The appointment of a nominee director represents that all-important link between stakeholders and a firm's board, enabling stakeholders to take a direct voice in corporate governance. Consequently, nominee directors have both the loyalty duties to represent their nominators and fiduciary duties to the company, a unique role that makes them indispensable. As companies increasingly value and seek transparent and inclusive governance, nominee directors will continue to play an important role in aligning corporate actions with more broadly held stakeholder objectives.

Appointment of Nominee Director FAQs

Q1. What is a nominee director?

A nominee director is appointed to the board of a company to represent the interest of a particular stakeholder, such as a large shareholder, lender, or investor.

Q2. What is the purpose of a nominee director?

The primary purpose of appointing a nominee director is to ensure that the interests of the stakeholders are represented in the decision-making processes of the company, thus ensuring oversight and influencing strategy.

Q3. How is a nominee director appointed?

The process of nomination usually adheres to a formal nomination agreement, board approval, necessary filings, and adherence to the company's bylaws. This is jurisdiction-specific.

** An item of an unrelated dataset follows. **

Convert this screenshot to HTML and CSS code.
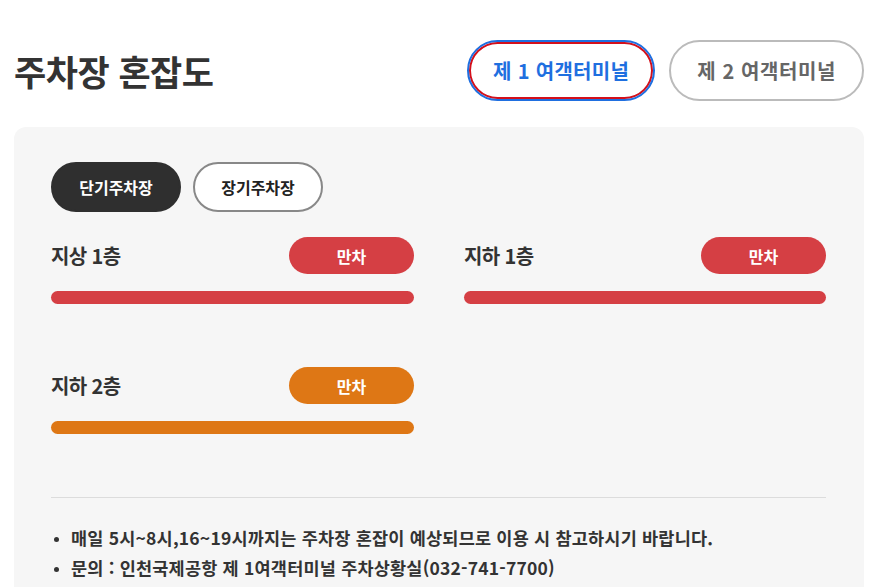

Q4. Can a nominee director act solely for his benefit to nominate?

No, even though acting on behalf of the nominator's interests, a nominee director is also under fiduciary obligations to the company whose welfare he has to consider and act out.

Q5. What are the legal responsibilities of a nominee director?

A nominee director will have fiduciary obligations, such as duties of care, loyalty, and confidentiality, between both the nominator and the company in its interests.